▶ _Aim_
Where a line of the listing below includes the word "with", reproduce that line.

▶ _Material provided_
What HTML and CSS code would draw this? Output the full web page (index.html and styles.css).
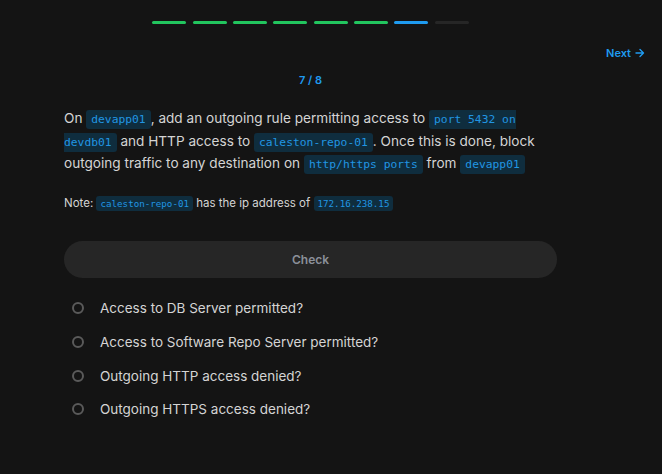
FILE: index.html
```html
<!DOCTYPE html>
<html>
<head>
<meta charset="utf-8">
<link rel="stylesheet" href="styles.css">
</head>
<body>
<div class="page">
  <div class="column">
    <div class="progress">
      <span class="seg done"></span><span class="seg done"></span><span class="seg done"></span><span class="seg done"></span><span class="seg done"></span><span class="seg done"></span><span class="seg current"></span><span class="seg"></span>
    </div>
  </div>
  <div class="nav"><span class="next">Next <svg class="arrow" width="10" height="10" viewBox="0 0 10 10"><path d="M1 5h7.5M5 1.5L8.5 5 5 8.5" fill="none" stroke="currentColor" stroke-width="1.4" stroke-linecap="round" stroke-linejoin="round"/></svg></span></div>
  <div class="column content">
    <div class="counter">7 / 8</div>
    <p class="question">On <code>devapp01</code>, add an outgoing rule permitting access to <code>port 5432 on devdb01</code> and HTTP access to <code>caleston-repo-01</code>. Once this is done, block outgoing traffic to any destination on <code>http/https ports</code> from <code>devapp01</code></p>
    <p class="note">Note: <code>caleston-repo-01</code> has the ip address of <code>172.16.238.15</code></p>
    <button class="check">Check</button>
    <ul class="checks">
      <li><span class="radio"></span>Access to DB Server permitted?</li>
      <li><span class="radio"></span>Access to Software Repo Server permitted?</li>
      <li><span class="radio"></span>Outgoing HTTP access denied?</li>
      <li><span class="radio"></span>Outgoing HTTPS access denied?</li>
    </ul>
  </div>
</div>
</body>
</html>
```

FILE: styles.css
```css
html, body {
  margin: 0;
  padding: 0;
  background: #141414;
}
body {
  font-family: Inter, "Noto Sans", sans-serif;
  color: #d4d4d4;
  width: 662px;
  height: 474px;
  overflow: hidden;
}
.page {
  width: 662px;
}
.column {
  width: 621px;
  box-sizing: border-box;
}
.progress {
  display: flex;
  justify-content: center;
  gap: 6.3px;
  padding-top: 21px;
  height: 3px;
}
.seg {
  display: block;
  width: 34px;
  height: 3px;
  border-radius: 2px;
  background: #262626;
}
.seg.done { background: #22c55e; }
.seg.current { background: #1f9bf0; }
.nav {
  display: flex;
  justify-content: flex-end;
  padding-right: 17px;
  margin-top: 22px;
  height: 14px;
}
.next {
  display: flex;
  align-items: center;
  gap: 4px;
  color: #1f9bf0;
  font-weight: 600;
  font-size: 11px;
  line-height: 14px;
}
.arrow { display: block; }
.content {
  padding: 0 64px;
}
.counter {
  text-align: center;
  color: #1f9bf0;
  font-weight: 600;
  font-size: 11px;
  line-height: 14px;
  margin-top: 13px;
}
.question {
  margin: 20px 0 0;
  font-size: 13.6px;
  line-height: 22.5px;
  color: #d4d4d4;
}
code {
  font-family: "DejaVu Sans Mono", "Liberation Mono", monospace;
  font-size: 11.3px;
  line-height: 1;
  color: #2196e3;
  background: #0f2d3e;
  padding: 3px 5px;
  border-radius: 3px;
}
.note {
  margin: 20px 0 0;
  font-size: 11.5px;
  line-height: 16px;
}
.note code {
  font-size: 9.2px;
  padding: 2px 4px;
}
.check {
  display: block;
  width: 100%;
  height: 37px;
  margin-top: 30px;
  border: none;
  border-radius: 19px;
  background: #262626;
  color: #8b9099;
  font-family: Inter, "Noto Sans", sans-serif;
  font-weight: 600;
  font-size: 12px;
}
.checks {
  list-style: none;
  margin: 14px 0 0;
  padding: 0 0 0 8px;
}
.checks li {
  display: flex;
  align-items: center;
  height: 33.7px;
  font-size: 13.5px;
  color: #d4d4d4;
}
.radio {
  width: 8px;
  height: 8px;
  border: 2px solid #5a5a5a;
  border-radius: 50%;
  margin-right: 16px;
  flex: none;
}
```
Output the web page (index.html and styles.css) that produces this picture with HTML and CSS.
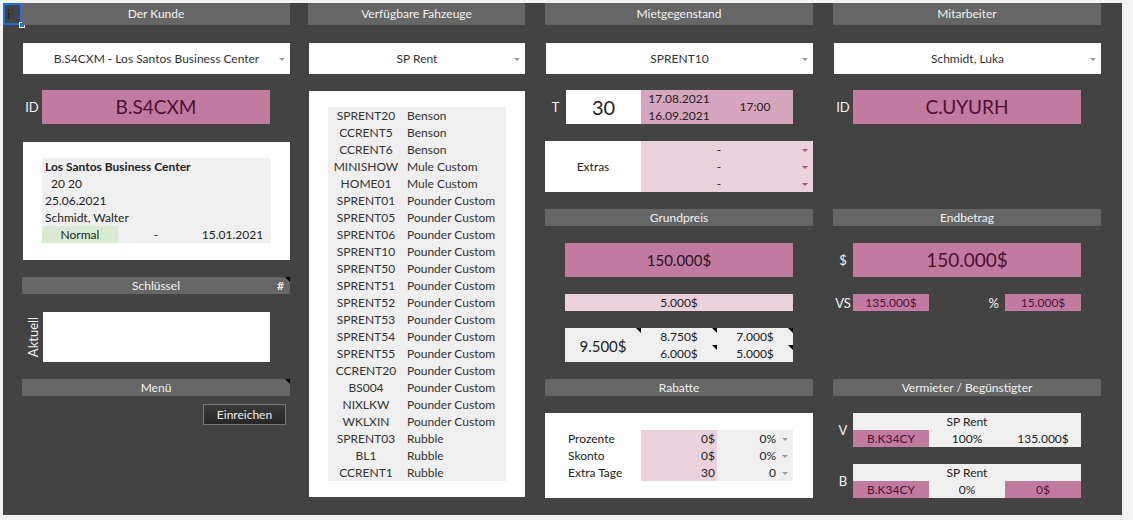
FILE: index.html
```html
<!DOCTYPE html>
<html lang="de">
<head>
  <meta charset="UTF-8" />
  <title>Mietvertrag</title>
  <link rel="stylesheet" href="styles.css">
</head>
<body>
  <div class="sheet">
    <div class="sel-cell">i<span class="sel-handle"></span></div>

    <!-- Der Kunde -->
    <section class="col">
      <div class="hdr hdr-top">Der Kunde</div>
      <div class="dropdown">B.S4CXM - Los Santos Business Center</div>
      <div class="pair">
        <span class="lbl">ID</span>
        <div class="big pink">B.S4CXM</div>
      </div>
      <div class="card">
        <div class="card-inner">
          <div class="line bold">Los Santos Business Center</div>
          <div class="line indent">20 20</div>
          <div class="line">25.06.2021</div>
          <div class="line">Schmidt, Walter</div>
          <div class="tri-row">
            <span class="green">Normal</span>
            <span>-</span>
            <span>15.01.2021</span>
          </div>
        </div>
      </div>
      <div class="hdr has-note">Schlüssel<span class="hash">#</span></div>
      <div class="key-row">
        <span class="vlbl">Aktuell</span>
        <div class="key-box"></div>
      </div>
      <div class="hdr has-note">Menü</div>
      <button class="submit">Einreichen</button>
    </section>

    <!-- Fahrzeuge -->
    <section class="col col-cars">
      <div class="hdr hdr-top">Verfügbare Fahzeuge</div>
      <div class="dropdown">SP Rent</div>
      <div class="panel cars-panel">
        <div class="car-list">
          <span>SPRENT20</span><span>Benson</span>
          <span>CCRENT5</span><span>Benson</span>
          <span>CCRENT6</span><span>Benson</span>
          <span>MINISHOW</span><span>Mule Custom</span>
          <span>HOME01</span><span>Mule Custom</span>
          <span>SPRENT01</span><span>Pounder Custom</span>
          <span>SPRENT05</span><span>Pounder Custom</span>
          <span>SPRENT06</span><span>Pounder Custom</span>
          <span>SPRENT10</span><span>Pounder Custom</span>
          <span>SPRENT50</span><span>Pounder Custom</span>
          <span>SPRENT51</span><span>Pounder Custom</span>
          <span>SPRENT52</span><span>Pounder Custom</span>
          <span>SPRENT53</span><span>Pounder Custom</span>
          <span>SPRENT54</span><span>Pounder Custom</span>
          <span>SPRENT55</span><span>Pounder Custom</span>
          <span>CCRENT20</span><span>Pounder Custom</span>
          <span>BS004</span><span>Pounder Custom</span>
          <span>NIXLKW</span><span>Pounder Custom</span>
          <span>WKLXIN</span><span>Pounder Custom</span>
          <span>SPRENT03</span><span>Rubble</span>
          <span>BL1</span><span>Rubble</span>
          <span>CCRENT1</span><span>Rubble</span>
        </div>
      </div>
    </section>

    <!-- Mietgegenstand -->
    <section class="col col-gap">
      <div class="hdr hdr-top">Mietgegenstand</div>
      <div class="dropdown">SPRENT10</div>
      <div class="pair">
        <span class="lbl lbl-t">T</span>
        <div class="days">30</div>
        <div class="dates">
          <div class="date-col"><span>17.08.2021</span><span>16.09.2021</span></div>
          <div class="time">17:00</div>
        </div>
      </div>
      <div class="extras">
        <div class="extras-lbl">Extras</div>
        <div class="extras-list">
          <span class="pick">-</span>
          <span class="pick">-</span>
          <span class="pick">-</span>
        </div>
      </div>
      <div class="hdr hdr-gap">Grundpreis</div>
      <div class="big pink price mid">150.000$</div>
      <div class="thin light">5.000$</div>
      <div class="tiers">
        <div class="tier-main note">9.500$</div>
        <div class="note">8.750$</div>
        <div class="note">7.000$</div>
        <div class="note">6.000$</div>
        <div class="note">5.000$</div>
      </div>
      <div class="hdr hdr-gap">Rabatte</div>
      <div class="panel discount">
        <div class="disc-grid">
          <span class="disc-lbl">Prozente</span><span class="disc-val">0$</span><span class="disc-pick">0%</span>
          <span class="disc-lbl">Skonto</span><span class="disc-val">0$</span><span class="disc-pick">0%</span>
          <span class="disc-lbl">Extra Tage</span><span class="disc-val">30</span><span class="disc-pick">0</span>
        </div>
      </div>
    </section>

    <!-- Mitarbeiter -->
    <section class="col col-gap">
      <div class="hdr hdr-top">Mitarbeiter</div>
      <div class="dropdown">Schmidt, Luka</div>
      <div class="pair">
        <span class="lbl">ID</span>
        <div class="big pink">C.UYURH</div>
      </div>
      <div class="hdr end-hdr">Endbetrag</div>
      <div class="pair pair-gap">
        <span class="lbl">$</span>
        <div class="big pink">150.000$</div>
      </div>
      <div class="split">
        <span class="lbl">VS</span>
        <div class="cell pink">135.000$</div>
        <span class="pct">%</span>
        <div class="cell pink">15.000$</div>
      </div>
      <div class="hdr party-hdr">Vermieter / Begünstigter</div>
      <div class="pair pair-gap">
        <span class="lbl">V</span>
        <div class="party">
          <div class="party-name">SP Rent</div>
          <span class="pink">B.K34CY</span><span>100%</span><span>135.000$</span>
        </div>
      </div>
      <div class="pair pair-gap">
        <span class="lbl">B</span>
        <div class="party">
          <div class="party-name">SP Rent</div>
          <span class="pink">B.K34CY</span><span>0%</span><span class="pink">0$</span>
        </div>
      </div>
    </section>
  </div>
</body>
</html>
```

FILE: styles.css
```css
* {
  box-sizing: border-box;
}

body {
  margin: 0;
  background: #f3f3f3;
  font-family: Lato, "Liberation Sans", sans-serif;
  font-size: 12px;
  color: #222;
}

.sheet {
  position: relative;
  display: flex;
  margin: 3px 0 0 3px;
  width: 1119px;
  height: 512px;
  padding-left: 19px;
  background: #434343;
}

/* selected cell in the corner */
.sel-cell {
  position: absolute;
  left: 0;
  top: 0;
  width: 19px;
  height: 22px;
  border: 2px solid #1a73e8;
  padding-left: 2px;
  line-height: 18px;
  color: #222;
  font-size: 13px;
}

.sel-handle {
  position: absolute;
  right: -5px;
  bottom: -5px;
  width: 6px;
  height: 6px;
  background: #1a73e8;
  border: 1px solid #fff;
}

.col {
  display: flex;
  flex-direction: column;
  width: 268px;
}

.col-cars {
  width: 217px;
  margin-left: 18px;
}

.col-gap {
  margin-left: 20px;
}

.hdr {
  position: relative;
  height: 17px;
  line-height: 17px;
  background: #666;
  color: #f3f3f3;
  text-align: center;
  flex-shrink: 0;
}

.hdr-top {
  height: 22px;
  line-height: 22px;
}

.hdr-gap {
  margin-top: 17px;
}

.has-note::after,
.note::after {
  content: "";
  position: absolute;
  top: 0;
  right: 0;
  border-top: 5px solid #000;
  border-left: 5px solid transparent;
}

.hash {
  position: absolute;
  right: 6px;
  top: 0;
  font-weight: bold;
}

.dropdown {
  position: relative;
  margin: 18px 0 0 1px;
  height: 31px;
  line-height: 31px;
  background: #fff;
  text-align: center;
  color: #333;
}

.dropdown::after,
.pick::after,
.disc-pick::after {
  content: "";
  position: absolute;
  right: 5px;
  top: 50%;
  margin-top: -1px;
  border-top: 3px solid #999;
  border-left: 3px solid transparent;
  border-right: 3px solid transparent;
}

.pair {
  display: flex;
  align-items: center;
  margin-top: 16px;
  height: 34px;
}

.pair-gap {
  margin-top: 17px;
}

.lbl {
  width: 20px;
  text-align: center;
  color: #f3f3f3;
  font-size: 13px;
}

.lbl-t {
  width: 21px;
}

.pink {
  background: #c27ba0;
  color: #4c1130;
}

.light {
  background: #ead1dc;
}

.big {
  width: 228px;
  height: 34px;
  line-height: 34px;
  text-align: center;
  font-size: 19px;
}

/* customer card */
.card {
  margin: 18px 0 0 1px;
  height: 118px;
  padding: 16px 19px 0;
  background: #fff;
}

.card-inner {
  background: #efefef;
}

.line {
  height: 17px;
  line-height: 17px;
  padding-left: 3px;
}

.bold {
  font-weight: bold;
}

.indent {
  padding-left: 9px;
}

.tri-row {
  display: grid;
  grid-template-columns: 76px 76px 77px;
  height: 17px;
  line-height: 17px;
  text-align: center;
}

.green {
  background: #d9ead3;
}

.has-note {
  margin-top: 17px;
}

.key-row {
  display: flex;
  align-items: center;
  margin-top: 18px;
  height: 50px;
}

.vlbl {
  width: 21px;
  transform: rotate(-90deg);
  color: #f3f3f3;
  font-size: 13px;
  white-space: nowrap;
  display: flex;
  justify-content: center;
}

.key-box {
  width: 227px;
  height: 50px;
  background: #fff;
}

.submit {
  align-self: flex-end;
  margin: 8px 4px 0 0;
  width: 83px;
  height: 21px;
  padding: 0;
  border: 1px solid #777;
  background: linear-gradient(#3a3a3a, #262626);
  color: #eee;
  font-family: inherit;
  font-size: 12px;
}

/* vehicles */
.panel {
  margin: 17px 0 0 1px;
  background: #fff;
}

.cars-panel {
  height: 406px;
  padding: 16px 19px 0;
}

.car-list {
  display: grid;
  grid-template-columns: 76px 1fr;
  grid-auto-rows: 17px;
  line-height: 17px;
  background: #efefef;
  color: #333;
}

.car-list span:nth-child(odd) {
  text-align: center;
}

.car-list span:nth-child(even) {
  padding-left: 3px;
}

/* rental item */
.days {
  width: 75px;
  height: 34px;
  line-height: 34px;
  background: #fff;
  text-align: center;
  font-size: 20px;
}

.dates {
  display: grid;
  grid-template-columns: 76px 76px;
  height: 34px;
  background: #d5a6bd;
}

.date-col {
  display: flex;
  flex-direction: column;
  align-items: center;
  line-height: 17px;
}

.time {
  line-height: 34px;
  text-align: center;
}

.extras {
  display: flex;
  margin-top: 17px;
  height: 51px;
}

.extras-lbl {
  width: 96px;
  line-height: 51px;
  background: #fff;
  text-align: center;
}

.extras-list {
  display: flex;
  flex-direction: column;
  flex: 1;
  background: #ead1dc;
}

.pick {
  position: relative;
  height: 17px;
  line-height: 17px;
  padding-right: 16px;
  text-align: center;
}

.pick::after {
  border-top-color: #a64d79;
}

.price {
  margin: 17px 0 0 20px;
}

.mid {
  font-size: 15px;
  color: #2b1320;
}

.thin {
  margin: 17px 0 0 20px;
  width: 228px;
  height: 17px;
  line-height: 17px;
  text-align: center;
}

.tiers {
  display: grid;
  grid-template-columns: 76px 76px 76px;
  grid-auto-rows: 17px;
  margin: 17px 0 0 20px;
  width: 228px;
  line-height: 17px;
  background: #efefef;
  text-align: center;
}

.tiers div {
  position: relative;
}

.tier-main {
  grid-row: span 2;
  line-height: 36px;
  font-size: 15px;
}

.discount {
  margin-left: 0;
  height: 85px;
  padding: 17px 0 0 20px;
}

.disc-grid {
  display: grid;
  grid-template-columns: 76px 76px 76px;
  grid-auto-rows: 17px;
  line-height: 17px;
}

.disc-lbl {
  padding-left: 3px;
}

.disc-val {
  background: #ead1dc;
  text-align: right;
  padding-right: 2px;
}

.disc-pick {
  position: relative;
  background: #efefef;
  text-align: right;
  padding-right: 17px;
}

/* staff */
.end-hdr {
  margin-top: 85px;
}

.split {
  display: flex;
  align-items: center;
  margin-top: 17px;
  height: 17px;
}

.cell {
  width: 76px;
  height: 17px;
  line-height: 17px;
  text-align: center;
}

.pct {
  width: 76px;
  padding-right: 6px;
  text-align: right;
  color: #f3f3f3;
  font-size: 13px;
}

.party-hdr {
  margin-top: 68px;
}

.party {
  display: grid;
  grid-template-columns: 76px 76px 76px;
  grid-auto-rows: 17px;
  width: 228px;
  line-height: 17px;
  background: #efefef;
  text-align: center;
}

.party-name {
  grid-column: span 3;
}
```
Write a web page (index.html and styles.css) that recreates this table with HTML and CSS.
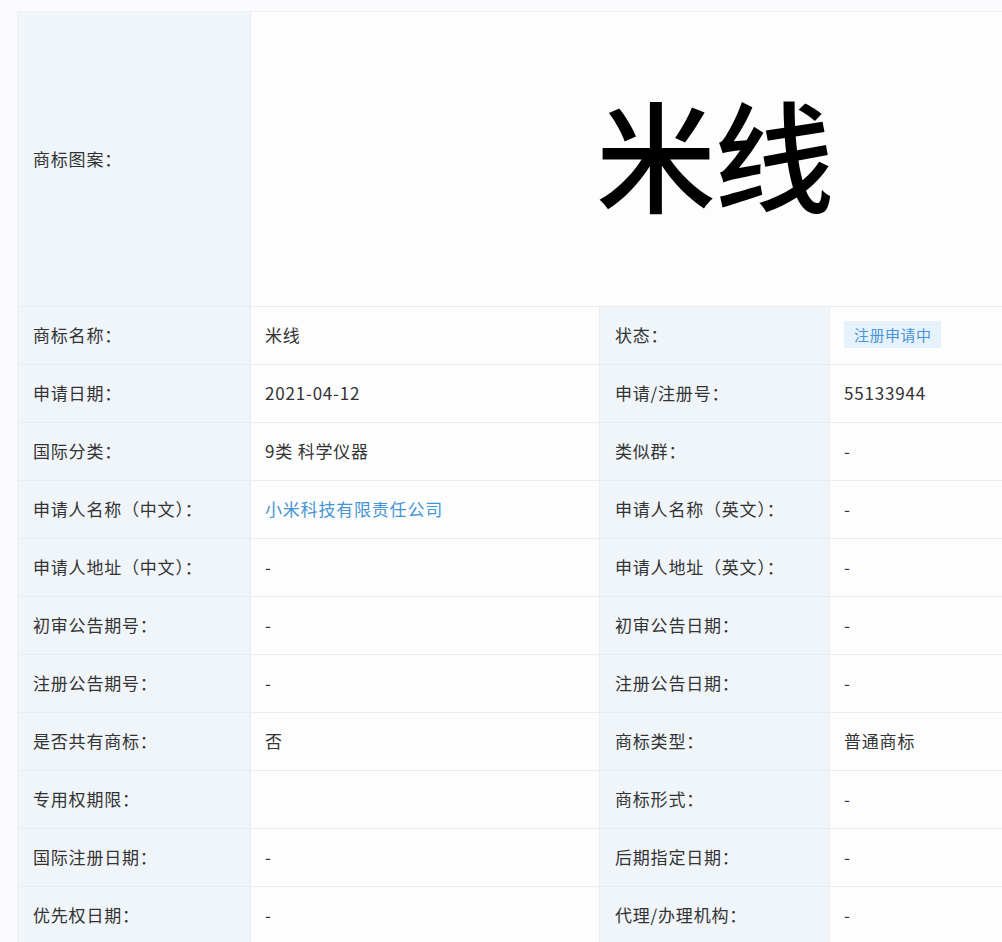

▶ _Written response_
Output the web page (index.html and styles.css) that produces this picture with HTML and CSS.
Write a web page (index.html and styles.css) that recreates this table with HTML and CSS.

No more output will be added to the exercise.